Instruction >> Keep only the lines of the listing that include the word "styles", and copy them.

Entries provided >>

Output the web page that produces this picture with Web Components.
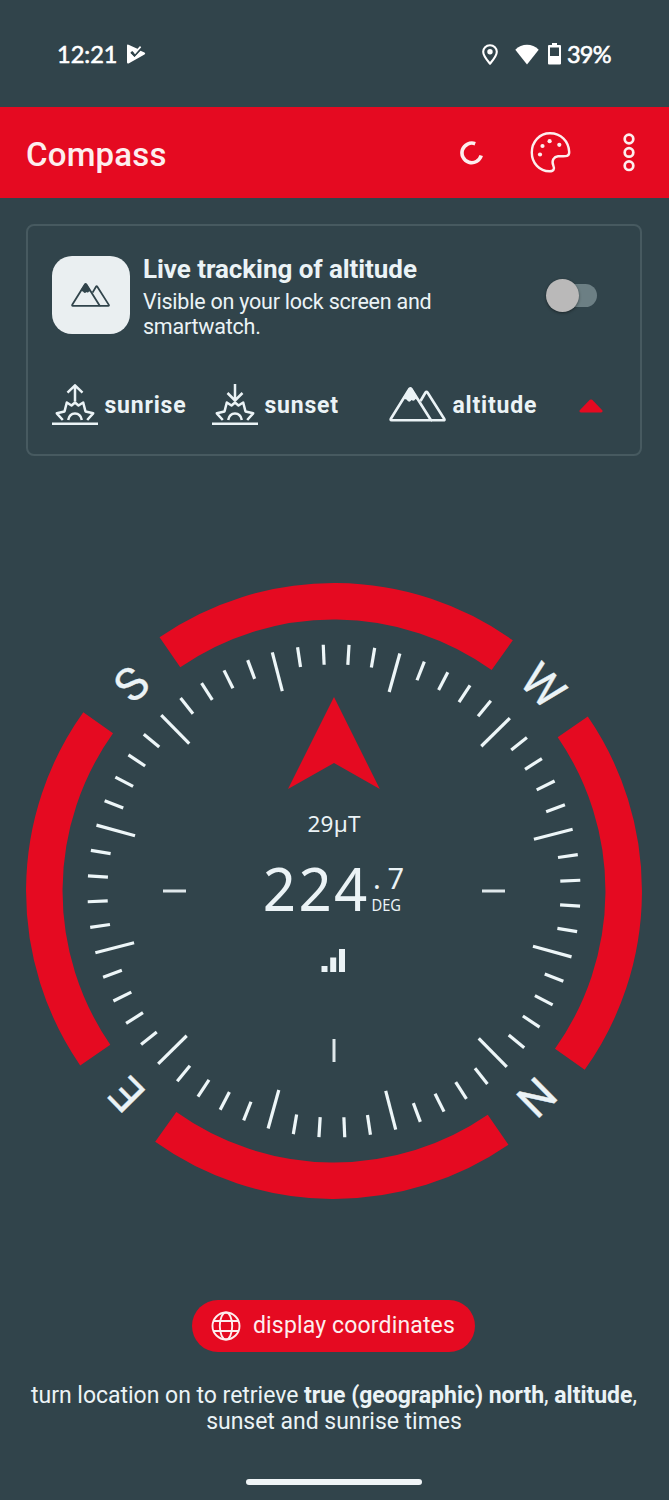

==

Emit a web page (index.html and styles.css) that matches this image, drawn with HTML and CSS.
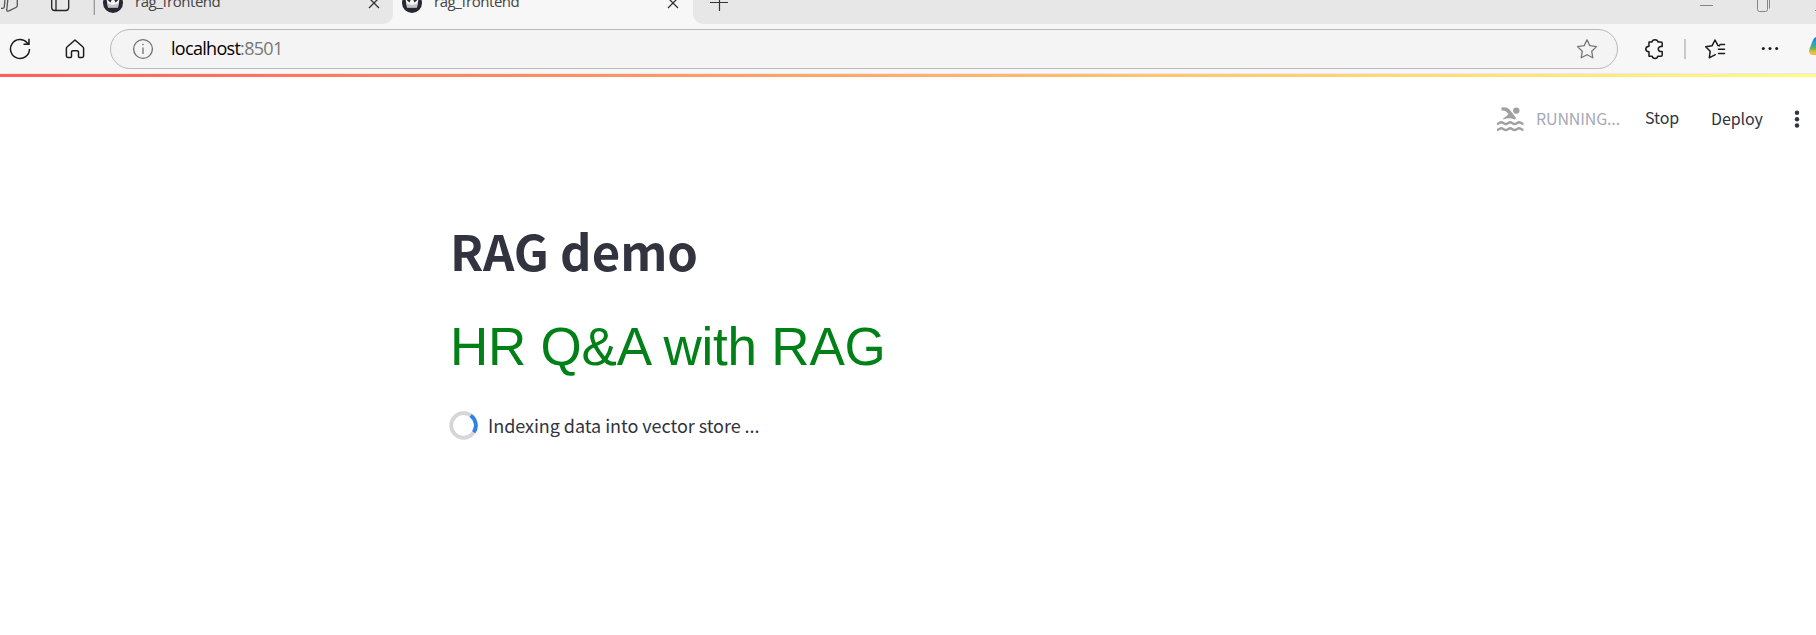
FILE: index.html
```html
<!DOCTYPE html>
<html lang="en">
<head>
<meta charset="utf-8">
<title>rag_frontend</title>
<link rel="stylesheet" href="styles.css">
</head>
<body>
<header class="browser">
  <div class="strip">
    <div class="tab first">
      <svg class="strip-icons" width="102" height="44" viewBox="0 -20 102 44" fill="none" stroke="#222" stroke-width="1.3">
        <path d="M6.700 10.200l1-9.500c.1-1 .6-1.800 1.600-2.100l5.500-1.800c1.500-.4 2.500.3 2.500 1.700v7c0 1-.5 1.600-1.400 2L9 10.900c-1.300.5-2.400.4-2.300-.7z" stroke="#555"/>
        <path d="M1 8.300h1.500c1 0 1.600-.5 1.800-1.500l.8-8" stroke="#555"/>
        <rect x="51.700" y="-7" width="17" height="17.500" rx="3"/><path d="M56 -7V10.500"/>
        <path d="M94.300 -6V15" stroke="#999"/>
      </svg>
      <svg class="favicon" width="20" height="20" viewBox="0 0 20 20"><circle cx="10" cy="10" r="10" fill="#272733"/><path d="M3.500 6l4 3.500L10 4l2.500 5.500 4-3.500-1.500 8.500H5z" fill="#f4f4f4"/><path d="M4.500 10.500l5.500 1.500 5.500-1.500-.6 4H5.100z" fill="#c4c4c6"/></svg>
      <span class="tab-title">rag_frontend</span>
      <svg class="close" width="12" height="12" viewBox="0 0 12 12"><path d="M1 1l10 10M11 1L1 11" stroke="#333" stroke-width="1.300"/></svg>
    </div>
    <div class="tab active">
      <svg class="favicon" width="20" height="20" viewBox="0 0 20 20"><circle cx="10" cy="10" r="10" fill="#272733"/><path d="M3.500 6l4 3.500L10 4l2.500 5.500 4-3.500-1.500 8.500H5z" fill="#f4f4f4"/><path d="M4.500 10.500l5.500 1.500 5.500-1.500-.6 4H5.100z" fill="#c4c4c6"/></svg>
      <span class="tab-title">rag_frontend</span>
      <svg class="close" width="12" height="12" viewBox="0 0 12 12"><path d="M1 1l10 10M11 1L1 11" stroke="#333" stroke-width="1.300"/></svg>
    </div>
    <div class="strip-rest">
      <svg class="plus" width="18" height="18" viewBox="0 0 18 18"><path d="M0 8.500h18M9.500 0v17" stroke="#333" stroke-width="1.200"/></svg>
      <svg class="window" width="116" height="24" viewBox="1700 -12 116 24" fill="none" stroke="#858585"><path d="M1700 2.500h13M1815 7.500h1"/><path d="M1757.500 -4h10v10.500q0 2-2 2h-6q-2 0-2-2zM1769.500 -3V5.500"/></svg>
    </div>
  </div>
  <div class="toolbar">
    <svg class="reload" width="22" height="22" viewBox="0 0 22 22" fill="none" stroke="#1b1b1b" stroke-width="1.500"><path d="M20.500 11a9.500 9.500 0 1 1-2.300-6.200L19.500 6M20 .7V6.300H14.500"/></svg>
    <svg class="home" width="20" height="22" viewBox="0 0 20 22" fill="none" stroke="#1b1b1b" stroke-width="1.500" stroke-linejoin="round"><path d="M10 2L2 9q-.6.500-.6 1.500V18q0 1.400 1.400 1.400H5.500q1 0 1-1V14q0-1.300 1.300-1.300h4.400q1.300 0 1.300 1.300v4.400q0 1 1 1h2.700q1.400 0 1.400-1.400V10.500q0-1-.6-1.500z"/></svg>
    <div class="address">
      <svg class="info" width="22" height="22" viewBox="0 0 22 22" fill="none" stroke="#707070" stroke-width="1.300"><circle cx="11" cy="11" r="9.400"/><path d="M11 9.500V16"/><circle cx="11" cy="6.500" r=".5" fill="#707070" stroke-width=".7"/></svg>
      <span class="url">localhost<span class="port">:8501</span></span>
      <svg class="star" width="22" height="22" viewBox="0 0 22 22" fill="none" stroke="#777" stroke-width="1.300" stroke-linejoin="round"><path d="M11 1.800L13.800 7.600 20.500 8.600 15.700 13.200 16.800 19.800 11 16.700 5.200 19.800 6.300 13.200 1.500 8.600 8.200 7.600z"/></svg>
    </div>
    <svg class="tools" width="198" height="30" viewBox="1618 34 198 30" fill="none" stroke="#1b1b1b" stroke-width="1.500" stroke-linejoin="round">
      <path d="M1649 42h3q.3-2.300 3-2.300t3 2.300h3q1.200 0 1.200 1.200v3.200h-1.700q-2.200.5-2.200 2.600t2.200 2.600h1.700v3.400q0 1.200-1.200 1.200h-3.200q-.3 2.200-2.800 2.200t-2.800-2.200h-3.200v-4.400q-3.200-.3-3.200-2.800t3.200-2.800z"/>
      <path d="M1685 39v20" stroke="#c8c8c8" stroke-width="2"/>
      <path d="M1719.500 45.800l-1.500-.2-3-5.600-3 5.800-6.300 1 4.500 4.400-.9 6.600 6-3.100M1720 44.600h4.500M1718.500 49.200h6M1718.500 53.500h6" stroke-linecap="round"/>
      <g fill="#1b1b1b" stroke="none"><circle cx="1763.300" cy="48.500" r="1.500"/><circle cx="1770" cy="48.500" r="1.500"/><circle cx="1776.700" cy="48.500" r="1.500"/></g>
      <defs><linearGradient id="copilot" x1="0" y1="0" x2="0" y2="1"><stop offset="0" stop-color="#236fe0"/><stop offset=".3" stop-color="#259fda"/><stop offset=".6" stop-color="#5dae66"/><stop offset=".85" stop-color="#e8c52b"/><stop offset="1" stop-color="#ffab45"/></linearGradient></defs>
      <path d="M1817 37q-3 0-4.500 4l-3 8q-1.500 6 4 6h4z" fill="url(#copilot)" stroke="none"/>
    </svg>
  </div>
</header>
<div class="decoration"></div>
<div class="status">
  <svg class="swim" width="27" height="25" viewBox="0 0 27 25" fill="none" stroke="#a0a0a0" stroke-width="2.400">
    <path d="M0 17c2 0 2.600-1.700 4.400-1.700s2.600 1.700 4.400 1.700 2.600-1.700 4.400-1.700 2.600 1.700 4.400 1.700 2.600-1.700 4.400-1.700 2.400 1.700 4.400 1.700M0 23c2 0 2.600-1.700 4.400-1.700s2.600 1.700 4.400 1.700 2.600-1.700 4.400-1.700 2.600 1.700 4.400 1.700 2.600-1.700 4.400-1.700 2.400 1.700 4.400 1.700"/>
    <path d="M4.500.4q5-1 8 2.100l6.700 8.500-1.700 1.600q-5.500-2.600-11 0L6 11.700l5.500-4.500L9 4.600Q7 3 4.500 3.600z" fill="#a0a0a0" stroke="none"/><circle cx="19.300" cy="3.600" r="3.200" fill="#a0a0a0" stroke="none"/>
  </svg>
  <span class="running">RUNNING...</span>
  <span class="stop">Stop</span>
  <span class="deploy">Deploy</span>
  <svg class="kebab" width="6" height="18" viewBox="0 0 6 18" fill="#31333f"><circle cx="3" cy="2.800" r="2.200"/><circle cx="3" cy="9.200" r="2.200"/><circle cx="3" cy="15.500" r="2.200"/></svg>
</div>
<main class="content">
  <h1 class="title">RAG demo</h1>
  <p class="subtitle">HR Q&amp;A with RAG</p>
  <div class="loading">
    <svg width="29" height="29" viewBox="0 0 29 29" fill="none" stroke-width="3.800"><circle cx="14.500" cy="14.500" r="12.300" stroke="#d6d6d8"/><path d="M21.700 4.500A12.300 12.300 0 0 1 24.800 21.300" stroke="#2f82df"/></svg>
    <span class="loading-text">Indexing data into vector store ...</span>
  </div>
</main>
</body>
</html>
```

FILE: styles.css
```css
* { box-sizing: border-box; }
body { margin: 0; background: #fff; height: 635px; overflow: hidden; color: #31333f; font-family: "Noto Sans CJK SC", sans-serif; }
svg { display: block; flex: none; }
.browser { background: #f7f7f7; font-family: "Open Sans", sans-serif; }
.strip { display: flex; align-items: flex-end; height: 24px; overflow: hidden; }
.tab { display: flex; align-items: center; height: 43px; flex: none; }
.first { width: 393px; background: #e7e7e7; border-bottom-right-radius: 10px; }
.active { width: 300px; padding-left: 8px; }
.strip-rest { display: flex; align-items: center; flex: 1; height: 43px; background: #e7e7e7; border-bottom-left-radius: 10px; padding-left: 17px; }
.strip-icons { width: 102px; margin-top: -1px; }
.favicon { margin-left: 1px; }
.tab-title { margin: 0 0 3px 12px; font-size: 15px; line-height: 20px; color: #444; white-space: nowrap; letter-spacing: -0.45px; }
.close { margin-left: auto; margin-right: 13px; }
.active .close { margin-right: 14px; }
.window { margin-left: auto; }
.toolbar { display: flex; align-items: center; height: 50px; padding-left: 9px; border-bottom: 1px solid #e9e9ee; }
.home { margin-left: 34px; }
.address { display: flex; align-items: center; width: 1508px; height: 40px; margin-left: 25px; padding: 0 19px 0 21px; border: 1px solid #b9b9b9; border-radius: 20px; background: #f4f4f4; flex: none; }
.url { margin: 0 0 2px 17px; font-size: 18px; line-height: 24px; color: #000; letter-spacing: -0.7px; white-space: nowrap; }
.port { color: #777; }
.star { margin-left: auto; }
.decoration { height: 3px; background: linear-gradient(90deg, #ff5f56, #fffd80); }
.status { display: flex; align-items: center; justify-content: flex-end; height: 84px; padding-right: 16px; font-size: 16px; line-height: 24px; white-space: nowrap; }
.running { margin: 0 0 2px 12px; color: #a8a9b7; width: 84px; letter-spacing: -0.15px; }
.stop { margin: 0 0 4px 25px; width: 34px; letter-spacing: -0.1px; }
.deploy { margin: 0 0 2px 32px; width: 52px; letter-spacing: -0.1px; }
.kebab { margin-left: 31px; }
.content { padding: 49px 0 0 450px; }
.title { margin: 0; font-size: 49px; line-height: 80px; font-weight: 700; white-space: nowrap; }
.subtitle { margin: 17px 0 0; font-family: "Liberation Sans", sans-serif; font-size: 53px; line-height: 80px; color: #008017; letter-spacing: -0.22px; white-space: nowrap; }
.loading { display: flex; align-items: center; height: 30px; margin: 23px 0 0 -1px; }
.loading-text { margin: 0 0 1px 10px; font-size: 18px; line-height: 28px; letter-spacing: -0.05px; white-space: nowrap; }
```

Answer in full >>
Emit a web page (index.html and styles.css) that matches this image, drawn with HTML and CSS.
<link rel="stylesheet" href="styles.css">
FILE: styles.css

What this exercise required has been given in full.